At the club we have a sort of complicated system of waybill pools, but that's basically it.

For each car type we have a few "pools" of waybills, based on industry/customer or service.

e.g. (using sample descriptions, not the types/codes)
Paper Boxcars - Eddy Paper
Paper Boxcars - Abitibi Paper
Paper Boxcars - Misc. Western Overhead Traffic

The extra unused waybills are kept in a sorting box with separate slots for each pool. When old waybills are removed from car cards, they go on the back of the pile for that pool, and new ones are always drawn from the front.

When the waybill gets to the end of its last "move", it gets removed. Our system is designed so that this (almost always) happens in staging.

There are various methods for pulling new waybills, but as long as the new ones always come off the front of the pile, and old ones go to the back, it keeps some variation.

Some people take a train that's arrived in staging and remove the existing waybills and assign appropriate new waybills to the cars in the train so that the exact same train comes back out again but the cars all have different destinations.

What we do is pull a certain number of waybills for each pool and find matching cars for them in staging and "fiddle" the trains to make up new trains.

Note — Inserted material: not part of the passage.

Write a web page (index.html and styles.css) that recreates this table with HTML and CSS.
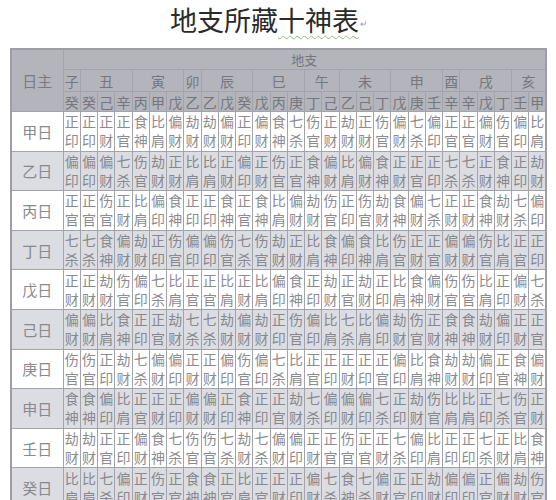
FILE: index.html
```html
<!DOCTYPE html>
<html lang="zh">
<head>
<meta charset="utf-8">
<title>地支所藏十神表</title>
<link rel="stylesheet" href="styles.css">
</head>
<body>
<div class="title">地支所藏<span class="wavy">十神表</span><span class="ret">↵</span></div>
<table class="grid">
<colgroup><col class="lab"><col span="28"></colgroup>
<thead>
<tr class="h1"><td rowspan="3" class="zhu">日主</td><td colspan="28">地支</td></tr>
<tr class="h2"><td>子</td><td colspan="3">丑</td><td colspan="3">寅</td><td>卯</td><td colspan="3">辰</td><td colspan="3">巳</td><td colspan="2">午</td><td colspan="3">未</td><td colspan="3">申</td><td>酉</td><td colspan="3">戌</td><td colspan="2">亥</td></tr>
<tr class="h3"><td>癸</td><td>癸</td><td>己</td><td>辛</td><td>丙</td><td>甲</td><td>戊</td><td>乙</td><td>乙</td><td>戊</td><td>癸</td><td>戊</td><td>丙</td><td>庚</td><td>丁</td><td>己</td><td>乙</td><td>己</td><td>丁</td><td>戊</td><td>庚</td><td>壬</td><td>辛</td><td>辛</td><td>戊</td><td>丁</td><td>壬</td><td>甲</td></tr>
</thead>
<tbody>
<tr><th>甲日</th><td>正<br>印</td><td>正<br>印</td><td>正<br>财</td><td>正<br>官</td><td>食<br>神</td><td>比<br>肩</td><td>偏<br>财</td><td>劫<br>财</td><td>劫<br>财</td><td>偏<br>财</td><td>正<br>印</td><td>偏<br>财</td><td>食<br>神</td><td>七<br>杀</td><td>伤<br>官</td><td>正<br>财</td><td>劫<br>财</td><td>正<br>财</td><td>伤<br>官</td><td>偏<br>财</td><td>七<br>杀</td><td>偏<br>印</td><td>正<br>官</td><td>正<br>官</td><td>偏<br>财</td><td>伤<br>官</td><td>偏<br>印</td><td>比<br>肩</td></tr>
<tr class="alt"><th>乙日</th><td>偏<br>印</td><td>偏<br>印</td><td>偏<br>财</td><td>七<br>杀</td><td>伤<br>官</td><td>劫<br>财</td><td>正<br>财</td><td>比<br>肩</td><td>比<br>肩</td><td>正<br>财</td><td>偏<br>印</td><td>正<br>财</td><td>伤<br>官</td><td>正<br>官</td><td>食<br>神</td><td>偏<br>财</td><td>比<br>肩</td><td>偏<br>财</td><td>食<br>神</td><td>正<br>财</td><td>正<br>官</td><td>正<br>印</td><td>七<br>杀</td><td>七<br>杀</td><td>正<br>财</td><td>食<br>神</td><td>正<br>印</td><td>劫<br>财</td></tr>
<tr><th>丙日</th><td>正<br>官</td><td>正<br>官</td><td>伤<br>官</td><td>正<br>财</td><td>比<br>肩</td><td>偏<br>印</td><td>食<br>神</td><td>正<br>印</td><td>正<br>印</td><td>食<br>神</td><td>正<br>官</td><td>食<br>神</td><td>比<br>肩</td><td>偏<br>财</td><td>劫<br>财</td><td>伤<br>官</td><td>正<br>印</td><td>伤<br>官</td><td>劫<br>财</td><td>食<br>神</td><td>偏<br>财</td><td>七<br>杀</td><td>正<br>财</td><td>正<br>财</td><td>食<br>神</td><td>劫<br>财</td><td>七<br>杀</td><td>偏<br>印</td></tr>
<tr class="alt"><th>丁日</th><td>七<br>杀</td><td>七<br>杀</td><td>食<br>神</td><td>偏<br>财</td><td>劫<br>财</td><td>正<br>印</td><td>伤<br>官</td><td>偏<br>印</td><td>偏<br>印</td><td>伤<br>官</td><td>七<br>杀</td><td>伤<br>官</td><td>劫<br>财</td><td>正<br>财</td><td>比<br>肩</td><td>食<br>神</td><td>偏<br>印</td><td>食<br>神</td><td>比<br>肩</td><td>伤<br>官</td><td>正<br>财</td><td>正<br>官</td><td>偏<br>财</td><td>偏<br>财</td><td>伤<br>官</td><td>比<br>肩</td><td>正<br>官</td><td>正<br>印</td></tr>
<tr><th>戊日</th><td>正<br>财</td><td>正<br>财</td><td>劫<br>财</td><td>伤<br>官</td><td>偏<br>印</td><td>七<br>杀</td><td>比<br>肩</td><td>正<br>官</td><td>正<br>官</td><td>比<br>肩</td><td>正<br>财</td><td>比<br>肩</td><td>偏<br>印</td><td>食<br>神</td><td>正<br>印</td><td>劫<br>财</td><td>正<br>官</td><td>劫<br>财</td><td>正<br>印</td><td>比<br>肩</td><td>食<br>神</td><td>偏<br>财</td><td>伤<br>官</td><td>伤<br>官</td><td>比<br>肩</td><td>正<br>印</td><td>偏<br>财</td><td>七<br>杀</td></tr>
<tr class="alt"><th>己日</th><td>偏<br>财</td><td>偏<br>财</td><td>比<br>肩</td><td>食<br>神</td><td>正<br>印</td><td>正<br>官</td><td>劫<br>财</td><td>七<br>杀</td><td>七<br>杀</td><td>劫<br>财</td><td>偏<br>财</td><td>劫<br>财</td><td>正<br>印</td><td>伤<br>官</td><td>偏<br>印</td><td>比<br>肩</td><td>七<br>杀</td><td>比<br>肩</td><td>偏<br>印</td><td>劫<br>财</td><td>伤<br>官</td><td>正<br>财</td><td>食<br>神</td><td>食<br>神</td><td>劫<br>财</td><td>偏<br>印</td><td>正<br>财</td><td>正<br>官</td></tr>
<tr><th>庚日</th><td>伤<br>官</td><td>伤<br>官</td><td>正<br>印</td><td>劫<br>财</td><td>七<br>杀</td><td>偏<br>财</td><td>偏<br>印</td><td>正<br>财</td><td>正<br>财</td><td>偏<br>印</td><td>伤<br>官</td><td>偏<br>印</td><td>七<br>杀</td><td>比<br>肩</td><td>正<br>官</td><td>正<br>印</td><td>正<br>财</td><td>正<br>印</td><td>正<br>官</td><td>偏<br>印</td><td>比<br>肩</td><td>食<br>神</td><td>劫<br>财</td><td>劫<br>财</td><td>偏<br>印</td><td>正<br>官</td><td>食<br>神</td><td>偏<br>财</td></tr>
<tr class="alt"><th>申日</th><td>食<br>神</td><td>食<br>神</td><td>偏<br>印</td><td>比<br>肩</td><td>正<br>官</td><td>正<br>财</td><td>正<br>印</td><td>偏<br>财</td><td>偏<br>财</td><td>正<br>印</td><td>食<br>神</td><td>正<br>印</td><td>正<br>官</td><td>劫<br>财</td><td>七<br>杀</td><td>偏<br>印</td><td>偏<br>财</td><td>偏<br>印</td><td>七<br>杀</td><td>正<br>印</td><td>劫<br>财</td><td>伤<br>官</td><td>比<br>肩</td><td>比<br>肩</td><td>正<br>印</td><td>七<br>杀</td><td>伤<br>官</td><td>正<br>财</td></tr>
<tr><th>壬日</th><td>劫<br>财</td><td>劫<br>财</td><td>正<br>官</td><td>正<br>印</td><td>偏<br>财</td><td>食<br>神</td><td>七<br>杀</td><td>伤<br>官</td><td>伤<br>官</td><td>七<br>杀</td><td>劫<br>财</td><td>七<br>杀</td><td>偏<br>财</td><td>偏<br>印</td><td>正<br>财</td><td>正<br>官</td><td>伤<br>官</td><td>正<br>官</td><td>正<br>财</td><td>七<br>杀</td><td>偏<br>印</td><td>比<br>肩</td><td>正<br>印</td><td>正<br>印</td><td>七<br>杀</td><td>正<br>财</td><td>比<br>肩</td><td>食<br>神</td></tr>
<tr class="alt"><th>癸日</th><td>比<br>肩</td><td>比<br>肩</td><td>七<br>杀</td><td>偏<br>印</td><td>正<br>财</td><td>伤<br>官</td><td>正<br>官</td><td>食<br>神</td><td>食<br>神</td><td>正<br>官</td><td>比<br>肩</td><td>正<br>官</td><td>正<br>财</td><td>正<br>印</td><td>偏<br>财</td><td>七<br>杀</td><td>食<br>神</td><td>七<br>杀</td><td>偏<br>财</td><td>正<br>官</td><td>正<br>印</td><td>劫<br>财</td><td>偏<br>印</td><td>偏<br>印</td><td>正<br>官</td><td>偏<br>财</td><td>劫<br>财</td><td>伤<br>官</td></tr>
</tbody>
</table>
</body>
</html>
```

FILE: styles.css
```css
html, body {
  margin: 0;
  padding: 0;
  background: #ffffff;
  font-family: "Noto Sans CJK SC", "Noto Sans", sans-serif;
}

.title {
  box-sizing: border-box;
  height: 48px;
  padding: 5px 0 0 170px;
  font-size: 27px;
  line-height: 30px;
  color: #2a2a2a;
  white-space: nowrap;
}

.wavy {
  text-decoration: underline wavy #8cc07a;
  text-decoration-thickness: 1px;
  text-underline-offset: 4px;
}

.ret {
  font-size: 9px;
  color: #9a9a9a;
  vertical-align: 4px;
  margin-left: 1px;
}

.grid {
  margin-left: 10px;
  width: 537px;
  table-layout: fixed;
  border-collapse: collapse;
  border: 2px solid #9c9da5;
}

.grid col.lab {
  width: 52px;
}

.grid td,
.grid th {
  border: 1px solid #a3a4ab;
  padding: 0;
  text-align: center;
  font-weight: normal;
  overflow: hidden;
}

.grid thead td {
  background: #b3b4bc;
  color: #76777d;
  font-size: 14px;
  line-height: 18px;
}

.grid .h1 td {
  height: 19px;
  font-size: 13px;
}

.grid .h2 td {
  height: 21px;
}

.grid .h3 td {
  height: 19px;
}

.grid thead td.zhu {
  font-size: 15px;
  color: #7a7b81;
}

.grid tbody td {
  height: 38.6px;
  font-size: 14px;
  line-height: 19px;
  color: #8c8c90;
  background: #ffffff;
}

.grid tbody th {
  font-size: 15px;
  color: #8a8a8e;
  background: #ffffff;
}

.grid tbody tr.alt td,
.grid tbody tr.alt th {
  background: #dcdde2;
  color: #88888d;
}
```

We use a spreadsheet with random numbers to determine how many of each to pull; you can always pull the same amount, roll a die, or use any other convenient method you can come up with.

If you look at our spreadsheet it looks really complicated, because we've broken our car types down into lots of really specific pools in order to try to replicate a realistic division of cars and traffic patterns (eg. home-road general service boxcars, home-road paper service cars, other types of assigned-service boxcars, and several different categories of foreign cars based on area/railroad and service are all separate car types/pools), but if you just look at one car type in isolation, it becomes pretty straightforward. You can use the normal simple car types, or get as complicated as you want to divide cars from each other into appropriate services.